The text of the Equal Rights Amendment is equally simple:

Section 1. Equality of rights under the law shall not be denied or abridged by the United States or by any State on account of sex.
Section 2. The Congress shall have the power to enforce, by appropriate legislation, the provisions of this article.
Section 3. This amendment shall take effect two years after the date of ratification.

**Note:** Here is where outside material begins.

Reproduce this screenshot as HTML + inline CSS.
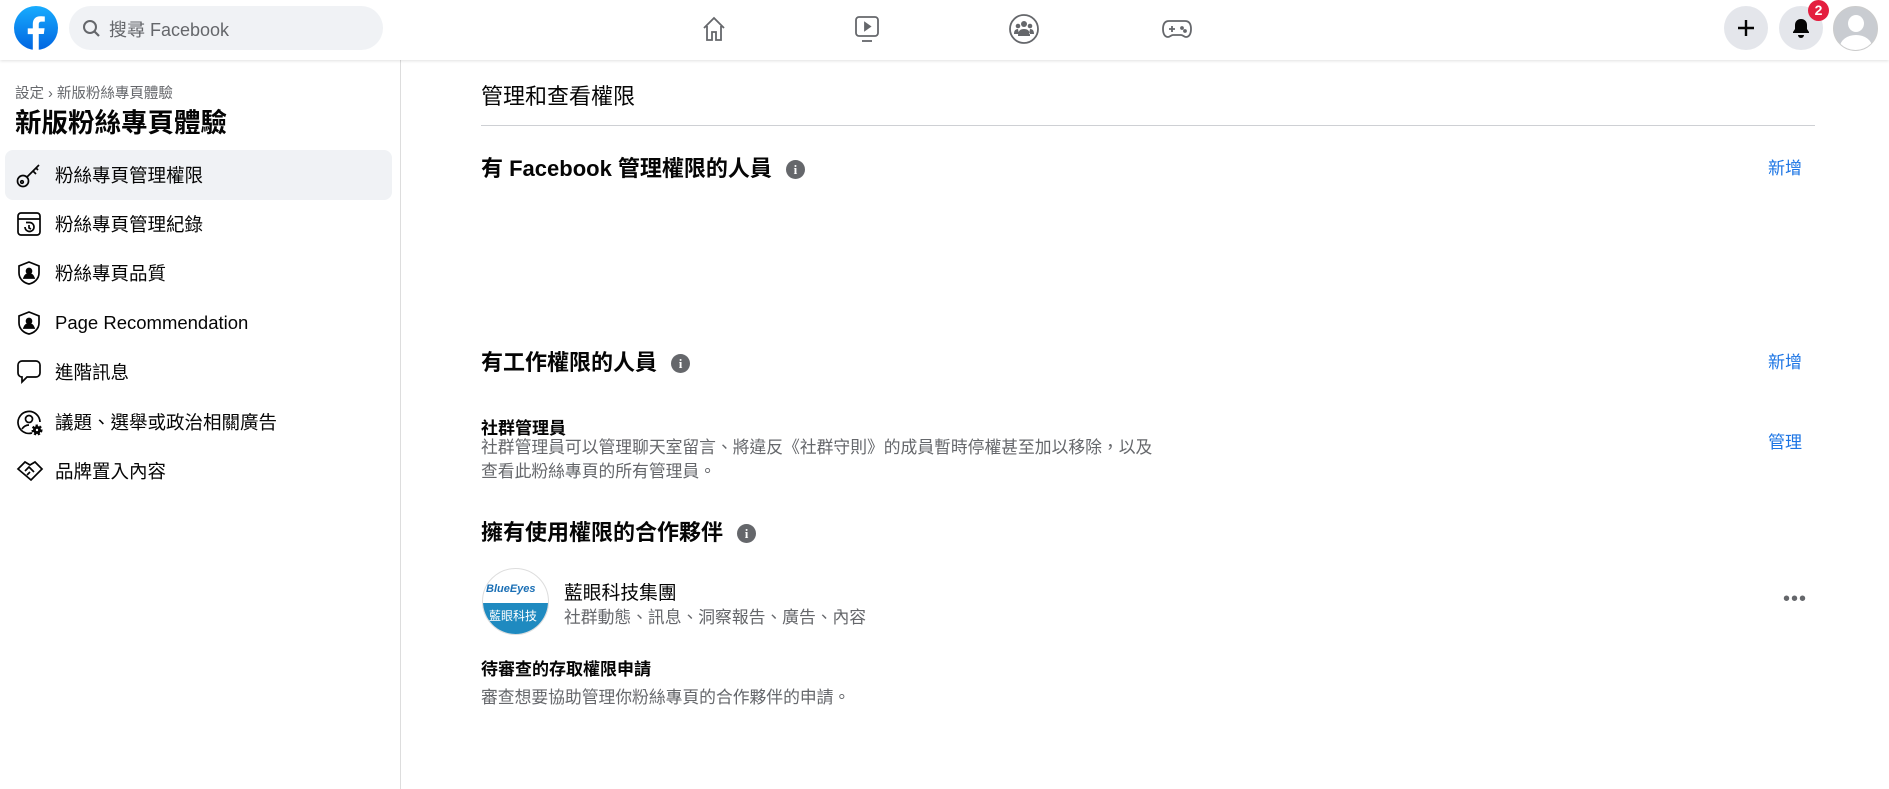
<!DOCTYPE html>
<html><head><meta charset="utf-8"><style>
*{box-sizing:border-box;margin:0;padding:0}
body{width:1889px;height:789px;background:#fff;font-family:"Liberation Sans","Noto Sans CJK TC",sans-serif;color:#050505;position:relative;overflow:hidden}
.hdr{position:absolute;left:0;top:0;width:1889px;height:60px;background:#fff;box-shadow:0 1px 3px rgba(0,0,0,.12);z-index:2}
.abs{position:absolute}
.side{position:absolute;left:0;top:60px;width:401px;height:729px;border-right:1px solid #ddd}
.item{position:absolute;left:5px;width:387px;height:50px;border-radius:8px;font-size:18.5px;display:flex;align-items:center;padding-left:50px}
.item svg{position:absolute;left:11px;top:12px}
.t{position:absolute;white-space:nowrap}
.h2{font-size:22px;font-weight:bold}
.blue{color:#1b74e4;font-size:17px}
.info{display:inline-block;width:19px;height:19px;border-radius:50%;background:#65676b;color:#fff;font-size:13px;font-weight:bold;text-align:center;line-height:19px;vertical-align:2px;margin-left:14px;font-family:"Liberation Serif",serif}
.gray{color:#65676b;font-size:16.8px}
.circ{position:absolute;width:44px;height:44px;border-radius:50%;background:#e4e6eb}
</style></head><body>
<div class="hdr">
<svg class="abs" style="left:14px;top:6px" width="44" height="44" viewBox="0 0 40 40"><defs><linearGradient id="g" x1="0" y1="0" x2="0" y2="1"><stop offset="0" stop-color="#18acfe"/><stop offset="1" stop-color="#0165e1"/></linearGradient></defs><circle cx="20" cy="20" r="20" fill="url(#g)"/><path d="M22.5 40V25.5h4.6l.7-5.3h-5.3v-3.4c0-1.5.5-2.6 2.7-2.6h2.8V9.5c-.5-.1-2.2-.2-4.1-.2-4.1 0-6.8 2.5-6.8 7v4h-4.6v5.3h4.6V40z" fill="#fff"/></svg>
<div class="abs" style="left:69px;top:6px;width:314px;height:44px;border-radius:22px;background:#f0f2f5"></div>
<svg class="abs" style="left:82px;top:19px" width="19" height="19" viewBox="0 0 19 19"><circle cx="8" cy="8" r="6" fill="none" stroke="#65676b" stroke-width="2"/><path d="M12.5 12.5L17 17" stroke="#65676b" stroke-width="2.2"/></svg>
<div class="t" style="left:109px;top:16px;font-size:18px;color:#65676b">搜尋 Facebook</div>
<svg class="abs" style="left:700px;top:15px" width="28" height="28" viewBox="0 0 28 28" fill="none" stroke="#65676b" stroke-width="1.8"><path d="M4 13L14 3l10 10M7 11v14h5v-8h4v8h5V11"/></svg>
<svg class="abs" style="left:853px;top:14px" width="28" height="30" viewBox="0 0 28 30" fill="none" stroke="#65676b" stroke-width="1.8"><rect x="3" y="3" width="22" height="19" rx="3"/><path d="M12 9v7l5-3.5z" fill="#65676b"/><path d="M9 27h10"/></svg>
<svg class="abs" style="left:1008px;top:13px" width="32" height="32" viewBox="0 0 32 32"><circle cx="16" cy="16" r="14" fill="none" stroke="#65676b" stroke-width="1.8"/><circle cx="16" cy="11" r="3" fill="#65676b"/><circle cx="10" cy="13" r="2.3" fill="#65676b"/><circle cx="22" cy="13" r="2.3" fill="#65676b"/><path d="M10 23c0-5 2-7 6-7s6 2 6 7zM6 21c0-3 1-5 4-5l1 5zM26 21c0-3-1-5-4-5l-1 5z" fill="#65676b"/></svg>
<svg class="abs" style="left:1161px;top:16px" width="32" height="26" viewBox="0 0 32 26" fill="none" stroke="#65676b" stroke-width="1.8"><path d="M8 5h16c4 0 6 3 6 8s-2 8-5 8c-2 0-3-2-5-2h-8c-2 0-3 2-5 2-3 0-5-3-5-8s2-8 6-8z"/><path d="M8 13h6M11 10v6"/><circle cx="21" cy="12" r="1" fill="#65676b"/><circle cx="24" cy="15" r="1" fill="#65676b"/></svg>
<div class="circ" style="left:1724px;top:6px"></div>
<svg class="abs" style="left:1736px;top:18px" width="20" height="20" viewBox="0 0 20 20"><path d="M10 2v16M2 10h16" stroke="#050505" stroke-width="2.4"/></svg>
<div class="circ" style="left:1779px;top:6px"></div>
<svg class="abs" style="left:1791px;top:17px" width="20" height="22" viewBox="0 0 20 22"><path d="M10 2c-4 0-6 3-6 6v4l-2 3v1h16v-1l-2-3V8c0-3-2-6-6-6z" fill="#050505"/><path d="M7 18a3 3 0 006 0z" fill="#050505"/></svg>
<div class="abs" style="left:1808px;top:0;width:21px;height:21px;border-radius:50%;background:#e41e3f;color:#fff;font-size:14px;font-weight:bold;text-align:center;line-height:21px">2</div>
<div class="abs" style="left:1833px;top:6px;width:45px;height:45px;border-radius:50%;background:#c9ccd1;overflow:hidden;border:1px solid #ccc"><div class="abs" style="left:14px;top:8px;width:16px;height:17px;border-radius:50%;background:#fff"></div><div class="abs" style="left:6px;top:28px;width:32px;height:24px;border-radius:50%;background:#fff"></div></div>
</div>

<div class="side">
<div class="t" style="left:15px;top:22px;font-size:14.5px;color:#65676b">設定 › 新版粉絲專頁體驗</div>
<div class="t" style="left:15px;top:41px;font-size:26.5px;font-weight:bold">新版粉絲專頁體驗</div>
<div class="item" style="top:90px;background:#f0f2f5"><svg width="26" height="26" viewBox="0 0 26 26" fill="none" stroke="#050505" stroke-width="1.7"><circle cx="7" cy="19" r="5.5"/><circle cx="6" cy="20" r="1.3"/><path d="M11 15L23 3M17 9l3 3M20 6l2 2"/></svg>粉絲專頁管理權限</div>
<div class="item" style="top:139px"><svg width="26" height="26" viewBox="0 0 26 26" fill="none" stroke="#050505" stroke-width="1.7"><rect x="2" y="2" width="22" height="22" rx="3"/><path d="M2 8h22"/><path d="M9 16a4.5 4.5 0 104.5-4.5H10M13 14v3l2 1"/></svg>粉絲專頁管理紀錄</div>
<div class="item" style="top:188px"><svg width="26" height="26" viewBox="0 0 26 26" fill="none" stroke="#050505" stroke-width="1.7"><path d="M13 2l10 4v7c0 6-5 10-10 11C8 23 3 19 3 13V6z"/><circle cx="13" cy="11" r="2.5" fill="#050505"/><path d="M8 18c1-3 3-4 5-4s4 1 5 4z" fill="#050505"/></svg>粉絲專頁品質</div>
<div class="item" style="top:238px"><svg width="26" height="26" viewBox="0 0 26 26" fill="none" stroke="#050505" stroke-width="1.7"><path d="M13 2l10 4v7c0 6-5 10-10 11C8 23 3 19 3 13V6z"/><circle cx="13" cy="11" r="2.5" fill="#050505"/><path d="M8 18c1-3 3-4 5-4s4 1 5 4z" fill="#050505"/></svg>Page Recommendation</div>
<div class="item" style="top:287px"><svg width="26" height="26" viewBox="0 0 26 26" fill="none" stroke="#050505" stroke-width="1.7"><path d="M6 2h14a4 4 0 014 4v8a4 4 0 01-4 4h-9l-5 5v-5a4 4 0 01-4-4V6a4 4 0 014-4z"/></svg>進階訊息</div>
<div class="item" style="top:337px"><svg width="28" height="28" viewBox="0 0 28 28" fill="none" stroke="#050505" stroke-width="1.7"><path d="M16 24A11 11 0 1124 13"/><circle cx="13" cy="10" r="3.5"/><path d="M6 20c2-3 4-4 7-4"/><circle cx="21" cy="21" r="4" fill="#050505" stroke-dasharray="2 1.5" stroke-width="3"/><circle cx="21" cy="21" r="1.2" fill="#fff" stroke="none"/></svg>議題、選舉或政治相關廣告</div>
<div class="item" style="top:386px"><svg width="28" height="26" viewBox="0 0 28 26" fill="none" stroke="#050505" stroke-width="1.7"><path d="M2 11l7-7 5 3 5-3 7 7-11 11z"/><path d="M9 13l4-4 5 5M11 17l3-3"/></svg>品牌置入內容</div>
</div>

<div class="t" style="left:481px;top:79px;font-size:22px">管理和查看權限</div>
<div class="abs" style="left:481px;top:125px;width:1334px;height:1px;background:#ced0d4"></div>
<div class="t h2" style="left:481px;top:151px">有 Facebook 管理權限的人員<span class="info">i</span></div>
<div class="t blue" style="left:1768px;top:154px">新增</div>
<div class="t h2" style="left:481px;top:345px">有工作權限的人員<span class="info">i</span></div>
<div class="t blue" style="left:1768px;top:348px">新增</div>
<div class="t" style="left:481px;top:414px;font-size:17px;font-weight:bold">社群管理員</div>
<div class="t gray" style="left:481px;top:436px;line-height:24px">社群管理員可以管理聊天室留言、將違反《社群守則》的成員暫時停權甚至加以移除，以及<br>查看此粉絲專頁的所有管理員。</div>
<div class="t blue" style="left:1768px;top:428px">管理</div>
<div class="t h2" style="left:481px;top:515px">擁有使用權限的合作夥伴<span class="info">i</span></div>
<div class="abs" style="left:482px;top:568px;width:67px;height:67px;border-radius:50%;overflow:hidden;border:1px solid #ddd;background:#fff">
<div class="t" style="left:3px;top:14px;font-size:11px;font-weight:bold;font-style:italic;color:#1a6fb5">BlueEyes</div>
<div class="abs" style="left:0;top:34px;width:67px;height:33px;background:#1f8ac0"></div>
<div class="t" style="left:6px;top:38px;font-size:12px;color:#fff">藍眼科技</div></div>
<div class="t" style="left:564px;top:578px;font-size:18.8px">藍眼科技集團</div>
<div class="t gray" style="left:564px;top:604px">社群動態、訊息、洞察報告、廣告、內容</div>
<div class="t" style="left:1783px;top:588px;font-size:20px;color:#65676b;letter-spacing:1px">•••</div>
<div class="t" style="left:481px;top:655px;font-size:17px;font-weight:bold">待審查的存取權限申請</div>
<div class="t gray" style="left:481px;top:684px">審查想要協助管理你粉絲專頁的合作夥伴的申請。</div>
</body></html>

It was passed by the US House of Representatives in 1970 and the US Senate in 1972. Richard Nixon endorsed it, if you can believe that. 35 states ratified it, but three more were needed for passage. In Illinois, where I was living at the time, the Illinois State Senate approved it, but not the House. I was among those who worked to get it passed, but Phyllis Schlafly did her damnedest (one of her favorite stunts being the delivery of home-baked pies to the legislators by women claiming to be defending their virtue against feminists determined to make them use single-sex bathrooms--another of those myths invented to defame second-wave feminists) and apparently succeeded. Illinois was not alone in coming close to ratification-- seven other states gave approval in one chamber but not the other. And five states that ratified actually rescinded their ratification.

So here we are, almost forty years later. And the amendment keeps getting proposed every year, and every year keeps failing.
The Equal Rights Amendment, or ERA, was drafted by suffragist leader Alice Paul and introduced in Congress in 1923 to fix the deficiency of the 14th Amendment by providing the constitutional foundation that women have equal protection under the law. The ERA passed Congress in 1972 but failed to be ratified by three-quarters of the state legislatures. Every year since 1982, the ERA has been reintroduced in Congress and repeatedly shot down. Opposition to it has been consistent and vitriolic.

"For far too long this nation has deprived women of a constitutional guarantee of equality," says O'Neill. "But our progress has clouded this fact. We must educate women that they do not have the same rights as men in this country. We must work together to re-ignite a movement of advocates who refuse to accept second-class status for women."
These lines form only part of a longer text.